Dáil debates

Wednesday, 12 June 2013

Health Service Executive (Governance) Bill 2012 [Seanad]: Report Stage

 

12:40 pm

Photo of Caoimhghín Ó CaoláinCaoimhghín Ó Caoláin (Cavan-Monaghan, Sinn Fein) | Oireachtas source

I move amendment No. 1:

In page 5, between lines 8 and 9, to insert the following:"(3) Before specifying priorities or performance targets under this section the Minister shall consult with the Joint Oireachtas Committee on Health and Children.".
Amendment No. 1 is good to go; it was amendment No. a1 to which the Minister of State referred. I have every confidence she will adopt amendments Nos. 1 and 21.

We are proposing this amendment in order to enhance accountability and the role of Oireachtas Members. Having been a Member of this House for 16 years, I believe this is something that needs to be achieved, particularly with regard to the committee system and to that committee on which I currently serve, the Oireachtas Joint Committee on Health and Children.

The executive is being abolished and the proposition in the Bill is that more power and responsibility be vested in the Minister. I will refrain from blessing myself at this point but that is something that I might have been tempted to do. There needs to be a balance and there also needs to be openness and transparency. The explanatory memorandum to the Bill, which I appear to have left behind me, states that it is essential that the HSE be properly accountable to the Minister for its performance, and I agree with that. My question, as I highlighted on Second Stage, is this: what about the accountability of the Minister for Health to the Oireachtas, in the first instance, and to the people of this State?

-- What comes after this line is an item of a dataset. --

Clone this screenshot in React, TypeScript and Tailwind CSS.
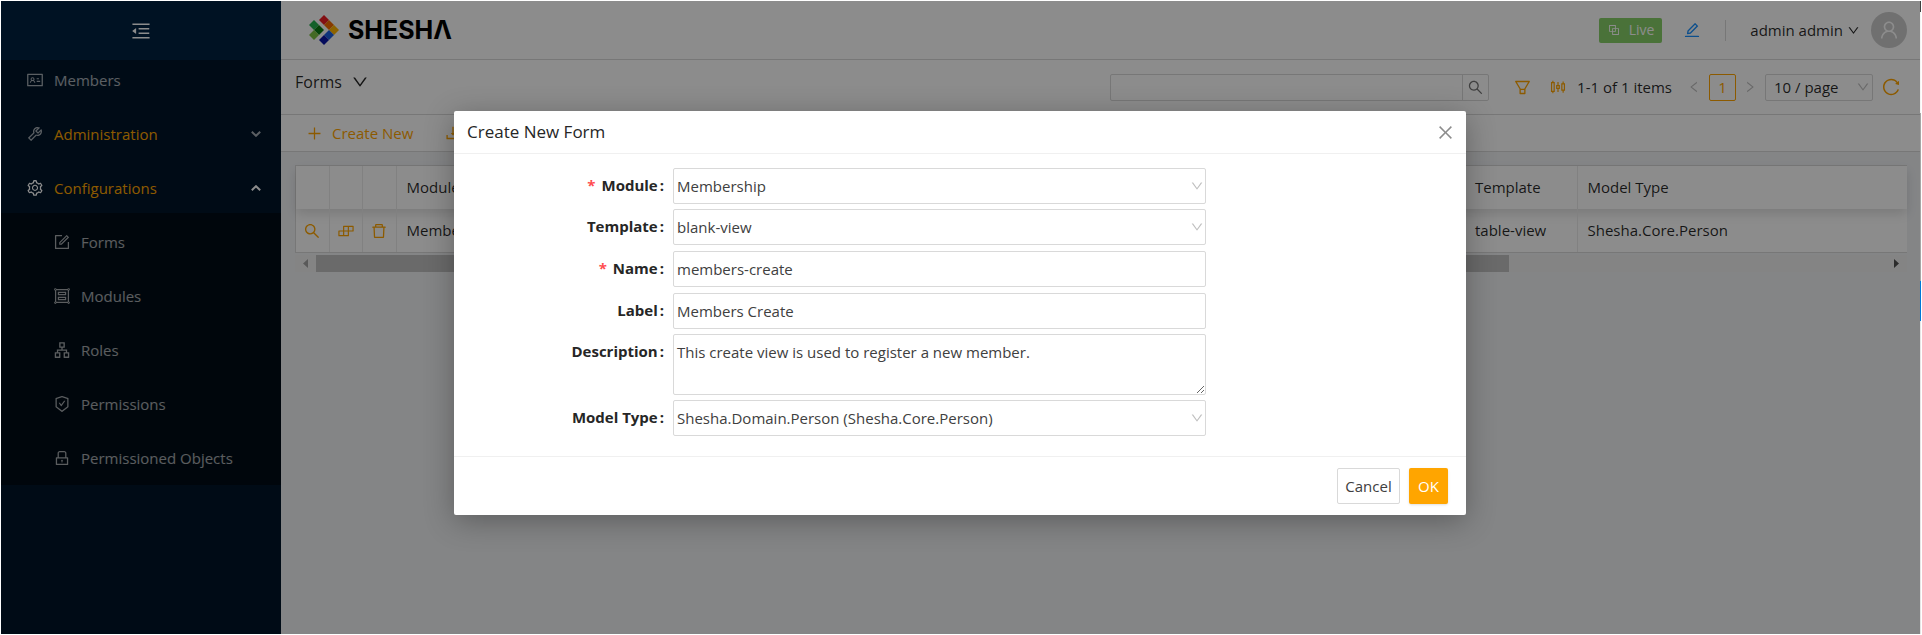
import React from "react";
import {
  AiOutlineMenuFold, AiOutlineIdcard, AiOutlineTool, AiOutlineSetting, AiOutlineForm, AiOutlineGroup,
  AiOutlineApartment, AiOutlineSafetyCertificate, AiOutlineLock, AiOutlineSearch, AiOutlineDelete,
  AiOutlineEdit, AiOutlineBlock, AiOutlineDown, AiOutlineUser, AiOutlineFilter, AiOutlineSliders,
  AiOutlineReload, AiOutlineClose, AiOutlinePlus, AiOutlineDownload, AiOutlineBuild, AiOutlineLeft,
  AiOutlineRight,
} from "react-icons/ai";
import type { IconType } from "react-icons";

const subItems: { label: string; icon: IconType }[] = [
  { label: "Forms", icon: AiOutlineForm },
  { label: "Modules", icon: AiOutlineGroup },
  { label: "Roles", icon: AiOutlineApartment },
  { label: "Permissions", icon: AiOutlineSafetyCertificate },
  { label: "Permissioned Objects", icon: AiOutlineLock },
];

function MenuArrow({ up }: { up?: boolean }) {
  return (
    <svg viewBox="0 0 10 6" className="ml-auto h-[6px] w-[10px]" fill="none" stroke="currentColor" strokeWidth="2">
      <path d={up ? "M0.8 5.2 5 1.2 9.2 5.2" : "M0.8 0.8 5 4.8 9.2 0.8"} />
    </svg>
  );
}

function Sidebar() {
  return (
    <aside className="flex w-[280px] shrink-0 flex-col bg-[#001529]">
      <button aria-label="Collapse menu" className="flex h-[59px] shrink-0 items-center justify-center bg-[#002140] text-white">
        <AiOutlineMenuFold size={22} />
      </button>
      <nav className="text-[15px] text-white/65">
        <a href="#members" className="flex h-10 items-center gap-[10px] pr-5 pl-[25px]">
          <AiOutlineIdcard size={18} />
          Members
        </a>
        <a href="#administration" className="mt-[14px] flex h-10 items-center gap-[10px] pr-5 pl-[25px]">
          <AiOutlineTool size={18} />
          <span className="text-[#ffa500]">Administration</span>
          <MenuArrow />
        </a>
        <a href="#configurations" className="mt-[14px] flex h-10 items-center gap-[10px] pr-5 pl-[25px] text-white">
          <AiOutlineSetting size={18} />
          <span className="text-[#ffa500]">Configurations</span>
          <MenuArrow up />
        </a>
        <div className="mt-[5px] flex flex-col gap-[14px] bg-[#000c17] pt-[9px] pb-[7px]">
          {subItems.map(({ label, icon: Icon }) => (
            <a key={label} href={"#" + label} className="flex h-10 items-center gap-[10px] pl-[52px]">
              <Icon size={18} />
              {label}
            </a>
          ))}
        </div>
      </nav>
    </aside>
  );
}

function Logo() {
  return (
    <div className="flex items-center gap-[9px]">
      <svg viewBox="0 0 30 30" className="size-[30px]" aria-hidden="true">
        <path d="M10 5 15 0 20 5 15 10Z" fill="#ee1c24" />
        <path d="M15 10 20 5 25 10 20 15Z" fill="#f56a00" />
        <path d="M20 15 25 10 30 15 25 20Z" fill="#ffb400" />
        <path d="M15 20 20 15 25 20 20 25Z" fill="#1a5fe0" />
        <path d="M10 25 15 20 20 25 15 30Z" fill="#0a16a8" />
        <path d="M0 10 5 5 10 10 5 15Z" fill="#23b14d" />
        <path d="M5 15 10 10 15 15 10 20Z" fill="#0a7d12" />
        <path d="M0 20 5 15 10 20 5 25Z" fill="#7cc243" />
      </svg>
      <span className="font-['Inter',sans-serif] text-[25px] leading-[30px] font-bold text-black">SHESHΛ</span>
    </div>
  );
}

function Header() {
  return (
    <header className="flex h-[59px] shrink-0 items-center border-b border-[#d9d9d9] bg-white pr-[13px] pl-7 text-[15px]">
      <Logo />
      <div className="ml-auto flex items-center">
        <span className="flex h-[25px] items-center gap-2 rounded-[2px] bg-[#87d068] px-2 text-sm text-white">
          <AiOutlineBlock size={14} />
          Live
        </span>
        <button aria-label="Edit" className="ml-[21px] text-[#1890ff]"><AiOutlineEdit size={18} /></button>
        <span className="ml-6 h-[21px] w-px bg-[#d9d9d9]" />
        <button className="ml-6 flex items-center gap-1">admin admin <AiOutlineDown size={13} /></button>
        <span className="ml-[11px] flex size-9 items-center justify-center rounded-full bg-[#cccccc] text-white"><AiOutlineUser size={22} /></span>
      </div>
    </header>
  );
}

function Toolbar() {
  return (
    <div className="flex h-[55px] shrink-0 items-center border-b border-[#d9d9d9] bg-white pr-[19px] pl-[14px]">
      <button className="flex items-center gap-[9px] pb-[10px] text-base">Forms <AiOutlineDown size={18} /></button>
      <div className="ml-auto flex h-[27px] w-[379px] rounded-[2px] border border-[#d9d9d9]">
        <input aria-label="Search forms" className="min-w-0 flex-1 outline-none" />
        <button aria-label="Search" className="flex w-[26px] items-center justify-center border-l border-[#d9d9d9] text-[#737373]"><AiOutlineSearch size={17} /></button>
      </div>
      <button aria-label="Filter" className="ml-6 text-[#ffa500]"><AiOutlineFilter size={19} /></button>
      <button aria-label="Columns" className="ml-[17px] text-[#ffa500]"><AiOutlineSliders size={18} /></button>
      <span className="ml-[10px] text-[15px]">1-1 of 1 items</span>
      <button aria-label="Previous page" className="ml-[15px] text-[#bfbfbf]"><AiOutlineLeft size={14} /></button>
      <button className="ml-2 size-[27px] rounded-[2px] border border-[#ffa500] text-[15px] text-[#ffa500]">1</button>
      <button aria-label="Next page" className="ml-[7px] text-[#bfbfbf]"><AiOutlineRight size={14} /></button>
      <div className="relative ml-2">
        <select aria-label="Page size" className="block h-[27px] w-[108px] appearance-none rounded-[2px] border border-[#d9d9d9] pl-2 text-[15px]">
          <option>10 / page</option>
        </select>
        <AiOutlineDown size={14} className="pointer-events-none absolute top-[6px] right-[3px] text-[#bfbfbf]" />
      </div>
      <button aria-label="Reload" className="ml-2 text-[#ffa500]"><AiOutlineReload size={20} /></button>
    </div>
  );
}

function Actions() {
  return (
    <div className="flex h-[37px] shrink-0 items-center gap-[31px] border-b border-[#d9d9d9] bg-white pl-[25px] text-[15px] text-[#ffa500]">
      <button className="flex items-center gap-[9px]"><AiOutlinePlus size={17} /> Create New</button>
      <button aria-label="Import"><AiOutlineDownload size={18} /></button>
    </div>
  );
}

const cell = "border-r border-[#ebebeb] px-[10px] text-left font-normal";
const lastCell = "px-[10px] text-left font-normal";
const action = "border-r border-[#ebebeb] text-center";
const actionButton = "block w-full text-[#ffa500]";

function FormsTable() {
  return (
    <div className="px-[13px] pt-[13px] pl-[14px] text-[15px]">
      <div className="border-y border-l border-[#d9d9d9] bg-white">
        <table className="w-full table-fixed border-collapse">
          <colgroup>
            <col className="w-[33px]" />
            <col className="w-[33px]" />
            <col className="w-[34px]" />
            <col className="w-[254px]" />
            <col />
            <col className="w-[112px]" />
            <col className="w-[330px]" />
          </colgroup>
          <thead>
            <tr className="h-[43px] shadow-[0_5px_10px_rgba(0,0,0,0.12)]">
              <th className={action} aria-label="View" />
              <th className={action} aria-label="Configure" />
              <th className={action} aria-label="Delete" />
              <th className={cell}>Module</th>
              <th />
              <th className={cell}>Template</th>
              <th className={lastCell}>Model Type</th>
            </tr>
          </thead>
          <tbody>
            <tr className="h-[43px]">
              <td className={action}><button aria-label="View" className={actionButton}><AiOutlineSearch size={18} className="mx-auto" /></button></td>
              <td className={action}><button aria-label="Configure" className={actionButton}><AiOutlineBuild size={18} className="mx-auto" /></button></td>
              <td className={action}><button aria-label="Delete" className={actionButton}><AiOutlineDelete size={18} className="mx-auto" /></button></td>
              <td className={cell}>Membership</td>
              <td />
              <td className={cell}>table-view</td>
              <td className={lastCell}>Shesha.Core.Person</td>
            </tr>
          </tbody>
        </table>
      </div>
      <div className="mt-[2px] flex h-[17px] items-center bg-[#f1f1f1]">
        <svg viewBox="0 0 21 17" className="h-[17px] w-[21px] shrink-0" fill="#a3a3a3"><path d="M8 8.500 13 4V13Z" /></svg>
        <div className="h-full w-[74%] bg-[#c1c1c1]" />
        <svg viewBox="0 0 21 17" className="ml-auto h-[17px] w-[21px] shrink-0" fill="#505050"><path d="M13 8.500 8 4V13Z" /></svg>
      </div>
    </div>
  );
}

function Field({ id, label, required, children }: { id: string; label: string; required?: boolean; children: React.ReactNode }) {
  return (
    <div className="flex">
      <label htmlFor={id} className="mt-[5px] w-[219px] shrink-0 pr-[9px] text-right text-[15px] leading-6 font-bold">
        {required && <span className="mr-[6px] text-[#ff4d4f]">*</span>}
        {label}
        <span className="ml-[2px]">:</span>
      </label>
      <div className="relative w-[533px]">{children}</div>
    </div>
  );
}

const control = "block h-9 w-full appearance-none rounded-[2px] border border-[#d9d9d9] bg-white px-[3px] text-[15px] text-[#404040] outline-none";

function SelectField({ id, label, value, required }: { id: string; label: string; value: string; required?: boolean }) {
  return (
    <Field id={id} label={label} required={required}>
      <select id={id} className={control}><option>{value}</option></select>
      <AiOutlineDown size={14} className="pointer-events-none absolute top-[11px] right-[2px] text-[#bfbfbf]" />
    </Field>
  );
}

function CreateDialog() {
  return (
    <div role="dialog" aria-modal="true" aria-labelledby="dialog-title" className="w-[1012px] max-w-full rounded-[2px] bg-white text-[#262626] shadow-[0_6px_30px_rgba(0,0,0,0.3)]">
      <div className="flex h-[43px] items-center justify-between border-b border-[#f0f0f0] pr-[11px] pl-[13px]">
        <h2 id="dialog-title" className="text-[17px]">Create New Form</h2>
        <button aria-label="Close" className="text-[#8c8c8c]"><AiOutlineClose size={19} /></button>
      </div>
      <form className="flex flex-col gap-[5px] pt-[14px] pb-5">
        <SelectField id="module" label="Module" value="Membership" required />
        <SelectField id="template" label="Template" value="blank-view" />
        <div className="flex flex-col gap-[6px] pt-px">
          <Field id="name" label="Name" required><input id="name" className={control} defaultValue="members-create" /></Field>
          <Field id="label" label="Label"><input id="label" className={control} defaultValue="Members Create" /></Field>
        </div>
        <Field id="description" label="Description">
          <textarea id="description" className="block h-[61px] w-full rounded-[2px] border border-[#d9d9d9] px-[3px] pt-[5px] text-[15px] leading-6 text-[#404040] outline-none" defaultValue="This create view is used to register a new member." />
        </Field>
        <SelectField id="model-type" label="Model Type" value="Shesha.Domain.Person (Shesha.Core.Person)" />
      </form>
      <div className="flex h-[59px] items-center justify-end gap-[9px] border-t border-[#f0f0f0] pr-[18px] text-[15px]">
        <button className="h-9 w-[63px] rounded-[2px] border border-[#d9d9d9] text-[#404040]">Cancel</button>
        <button className="h-9 w-[39px] rounded-[2px] bg-[#ffa500] text-white shadow-sm">OK</button>
      </div>
    </div>
  );
}

function EdgeStrip() {
  return (
    <div className="flex w-px shrink-0 flex-col">
      <div className="h-[11px] bg-[#404040]" />
      <div className="h-[101px] bg-[#f5f5f5]" />
      <div className="h-[168px] bg-[#a6a6a6]" />
      <div className="h-10 bg-[#0078d7]" />
      <div className="flex-1 bg-[#e6e6e6]" />
    </div>
  );
}

export default function App() {
  return (
    <div className="flex h-screen bg-white p-px font-['Open_Sans','Noto_Sans',sans-serif] text-black/85">
      <div className="relative flex min-w-0 flex-1 overflow-hidden">
        <Sidebar />
        <main className="flex min-w-0 flex-1 flex-col bg-[#f0f2f5]">
          <Header />
          <Toolbar />
          <Actions />
          <FormsTable />
        </main>
        <div className="absolute inset-0 flex items-start justify-center bg-black/45 pt-[110px] pr-px">
          <CreateDialog />
        </div>
      </div>
      <EdgeStrip />
    </div>
  );
}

The engagements we have not only in this Chamber but on a quarterly basis at the health committee and during Dáil questions - including recent occasions on which Deputy Kelleher and I both strongly objected when, as Opposition voices, we were seriously curtailed in the opportunity to perform our role of holding this Minister to account - are all after the fact. Policies, priorities and performance targets are already set and, as we have discovered only in the recent past, these performance reports by the HSE have been somewhat dickied up in order to present a more favourable picture of performance on the part of the HSE and the services over which it is responsible, as exposed earlier this year in correspondence between the offices of the Secretary General and the director designate of the HSE. We are playing catch-up as elected Members in terms of actual performance and trying to see behind the PR smoke-screen that is often put up by the Department and the HSE, of which we have had ample experience. With respect to the Minister of State, Deputy Lynch, she noted all of that when she was an Opposition voice in this Chamber over many years, and, sadly, the situation has not changed one iota since this Government took up office and the Minister, Deputy Reilly, took the helm of the health services.

The health committee should have a direct input. It should be consulted. The members of the Oireachtas Joint Committee on Health and Children, as it is designated, work very well together in an earnest effort to address issues collegially and in the interest of the wider public whom we are elected to serve, and, as best as we can, we leave our respective political differences aside in seeking to address matters in the most serious and effective way.

Amendment No. 1 contains a very simple formula and its purpose is as I have described - to provide that "[b]efore specifying priorities or performance targets under this section the Minister shall consult with the Joint Oireachtas Committee on Health and Children". It is simple but appropriate, and worthy of the Minister of State's support. I commend the amendment to the Minister of State.